Between Private Tastes and Public Influence ? Private Art Collections in Germany

Never before have there been so many private collectors making extensive acquisitions of contemporary art. Are they the real key figures of a global art business?... more more

GoetheInstitute

17/07/2006

From the Feuilletons is a weekly overview of what's been happening in the German-language cultural pages and appears every Friday at 3 pm. CET.. Here a key to the German newspapers.

Monday 17 July, 2006

Frankfurter Allgemeine Zeitung, 17.07.2006

Israeli author David Grossman explains why Israelis have lost their faith in the influence of the moderate Arabic world. "This current outbreak of violence demonstrates an extremely problematic similarity to the position of the Lebanese government and the Palestinian authority with respect to Israel. Both have two heads which contradict each other; one acts in a 'stately' way, meaning in a political framework and relatively moderately, the other considers itself free to act as it wishes. It is willing to use terror against civilians, engages a racist rhetoric and openly demands the elimination of Israel. This double game is one of the reasons it's so hard to reach a tenable agreement between Israel and its neighbours." Grossman recalls that Israel was attacked before it bombed Lebanon. "There is no justification for the attack that the Hezbollah launched last week from Lebanese territory on dozens of peaceful Israeli points. No state of the world can silently abandon its citizens when its neighbour stages such an attack without provocation."

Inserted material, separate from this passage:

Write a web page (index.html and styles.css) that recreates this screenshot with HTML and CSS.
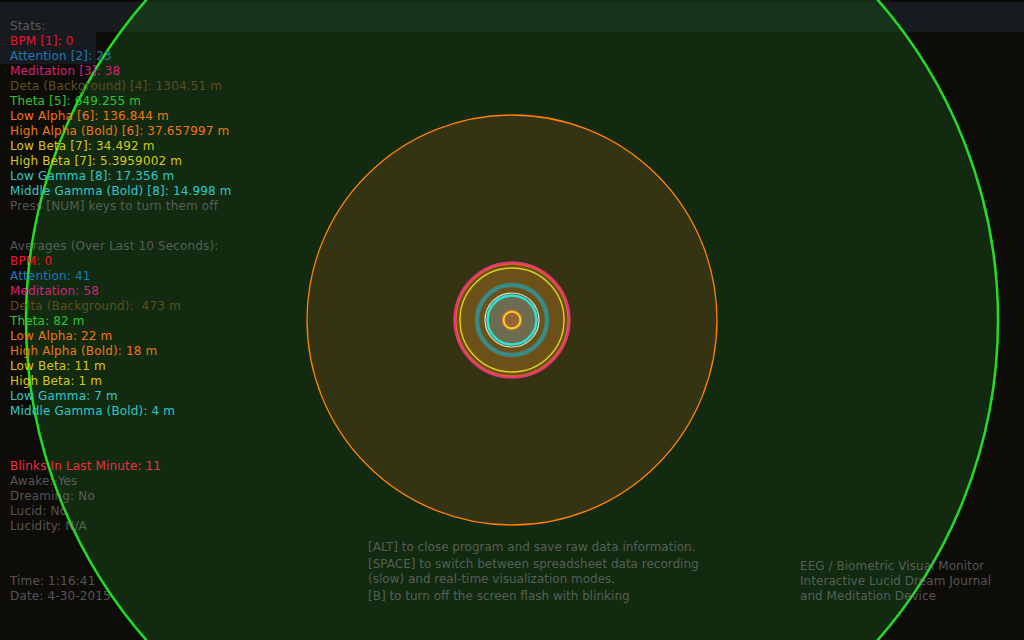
FILE: index.html
```html
<!DOCTYPE html>
<html lang="en">
<head>
<meta charset="utf-8">
<title>EEG / Biometric Visual Monitor</title>
<link rel="stylesheet" href="styles.css">
</head>
<body>
<div class="screen">
  <svg class="viz" width="1024" height="640" viewBox="0 0 1024 640" aria-hidden="true">
    <defs>
      <clipPath id="bigc"><circle cx="512" cy="320" r="486"/></clipPath>
    </defs>
    <rect width="1024" height="640" fill="#0e0c09"/>
    <rect x="0" y="2" width="1024" height="30" fill="#171b1f"/>
    <rect x="0" y="32" width="96" height="32" fill="#171b1f"/>
    <circle cx="512" cy="320" r="486" fill="#112a10"/>
    <rect x="0" y="2" width="1024" height="30" fill="#163419" clip-path="url(#bigc)"/>
    <circle cx="512" cy="320" r="486" fill="none" stroke="#22dd22" stroke-width="2.5"/>
    <circle cx="512" cy="320" r="205" fill="#353412" stroke="#ff8000" stroke-width="1.3"/>
    <circle cx="512" cy="320" r="57.5" fill="#6c5118" stroke="#e4357e" stroke-width="2.2"/>
    <circle cx="512" cy="320" r="56" fill="none" stroke="#f25a35" stroke-width="1.3"/>
    <circle cx="512" cy="320" r="52" fill="none" stroke="#e0d020" stroke-width="1.4"/>
    <circle cx="512" cy="320" r="35" fill="none" stroke="#3a8a88" stroke-width="4.5"/>
    <circle cx="512" cy="320" r="27" fill="none" stroke="#c8ead8" stroke-width="1.2"/>
    <circle cx="512" cy="320" r="24.5" fill="#6e6c4e" stroke="#2ee0d8" stroke-width="2.6"/>
    <circle cx="512" cy="320" r="9.5" fill="#8a6838" stroke="#f06040" stroke-width="1.4"/>
    <circle cx="512" cy="320" r="8.3" fill="none" stroke="#e8d820" stroke-width="2"/>
    <circle cx="512" cy="320" r="5" fill="none" stroke="#d85040" stroke-width="1"/>
  </svg>

  <div class="hud">
    <section class="block stats">
      <div class="muted">Stats:</div>
      <div class="c-bpm">BPM [1]: 0</div>
      <div class="c-att">Attention [2]: 23</div>
      <div class="c-med">Meditation [3]: 38</div>
      <div class="c-delta">Deta (Background) [4]: 1304.51 m</div>
      <div class="c-theta">Theta [5]: 649.255 m</div>
      <div class="c-alpha">Low Alpha [6]: 136.844 m</div>
      <div class="c-alpha">High Alpha (Bold) [6]: 37.657997 m</div>
      <div class="c-beta">Low Beta [7]: 34.492 m</div>
      <div class="c-beta">High Beta [7]: 5.3959002 m</div>
      <div class="c-gamma">Low Gamma [8]: 17.356 m</div>
      <div class="c-gamma">Middle Gamma (Bold) [8]: 14.998 m</div>
      <div class="muted">Press [NUM] keys to turn them off</div>
    </section>

    <section class="block averages">
      <div class="muted">Averages (Over Last 10 Seconds):</div>
      <div class="c-bpm">BPM: 0</div>
      <div class="c-att">Attention: 41</div>
      <div class="c-med">Meditation: 58</div>
      <div class="c-delta">Delta (Background): &nbsp;473 m</div>
      <div class="c-theta">Theta: 82 m</div>
      <div class="c-alpha">Low Alpha: 22 m</div>
      <div class="c-alpha">High Alpha (Bold): 18 m</div>
      <div class="c-beta">Low Beta: 11 m</div>
      <div class="c-beta">High Beta: 1 m</div>
      <div class="c-gamma">Low Gamma: 7 m</div>
      <div class="c-gamma">Middle Gamma (Bold): 4 m</div>
    </section>

    <section class="block status">
      <div class="c-blink">Blinks In Last Minute: 11</div>
      <div class="muted">Awake: Yes</div>
      <div class="muted">Dreaming: No</div>
      <div class="muted">Lucid: No</div>
      <div class="muted">Lucidity: N/A</div>
    </section>

    <footer class="bottom">
      <div class="clock muted">
        <div>Time: 1:16:41</div>
        <div>Date: 4-30-2015</div>
      </div>
      <div class="help muted">
        <p>[ALT] to close program and save raw data information.</p>
        <p class="p2">[SPACE] to switch between spreadsheet data recording<br>(slow) and real-time visualization modes.</p>
        <p class="p3">[B] to turn off the screen flash with blinking</p>
      </div>
      <div class="about muted">
        <div>EEG / Biometric Visual Monitor</div>
        <div>Interactive Lucid Dream Journal</div>
        <div>and Meditation Device</div>
      </div>
    </footer>
  </div>
</div>
</body>
</html>
```

FILE: styles.css
```css
html, body {
  margin: 0;
  padding: 0;
  background: #0e0c09;
}

.screen {
  position: relative;
  width: 1024px;
  height: 640px;
  overflow: hidden;
  font-family: "DejaVu Sans", Verdana, sans-serif;
  font-size: 12px;
  line-height: 15px;
}

.viz {
  position: absolute;
  left: 0;
  top: 0;
  display: block;
}

.hud {
  position: relative;
  height: 640px;
  box-sizing: border-box;
  padding: 19px 0 36px 10px;
  display: flex;
  flex-direction: column;
}

.block {
  white-space: nowrap;
  letter-spacing: 0.15px;
}

.averages {
  margin-top: 25px;
}

.status {
  margin-top: 40px;
}

.bottom {
  margin-top: auto;
  display: grid;
  grid-template-columns: 358px 432px 1fr;
  align-items: end;
  white-space: nowrap;
}

.clock {
  letter-spacing: 0.15px;
}

.about {
  letter-spacing: 0.05px;
}

.help p {
  margin: 0;
}

.help .p2 {
  margin-top: 2px;
}

.help .p3 {
  margin-top: 2px;
}

.muted { color: rgba(132, 132, 132, 0.62); }
.c-bpm { color: #ee1133; }
.c-att { color: #1b7ab6; }
.c-med { color: #d8207e; }
.c-delta { color: #5e4f1f; }
.c-theta { color: #2ec62e; }
.c-alpha { color: #ee7712; }
.c-beta { color: #d6c814; }
.c-gamma { color: #30c8c8; }
.c-blink { color: #ec3044; }
```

The uprising of nationalist forces which led to the outbreak of the Spanish Civil War and the dictatorship of Franco began 70 years ago. Even today the Civil War separates the country in two camps, writes Paul Ingendaay, who puts that down to a strangely fictive aura "which has coloured reflection about the Civil War until the present. Seldom have victors written the history of their triumph in such high-handed tones. Seldom have losers lost sight of their joint responsibility for the outcome in such a consolatory Utopian fog. While the victors set up a lacklustre authoritarian state, the losers shifted fronts to the realm of dreams. Photography, cinema and literature all created the image of a heroic leftist struggle, but hardly anyone noticed that the flood of icons – from 'For Whom the Bell Tolls' to Robert Capa's photo of the 'Death of Loyalist militiaman Frederico Barell Garcia' – took on a representative function in supplanting historical analysis."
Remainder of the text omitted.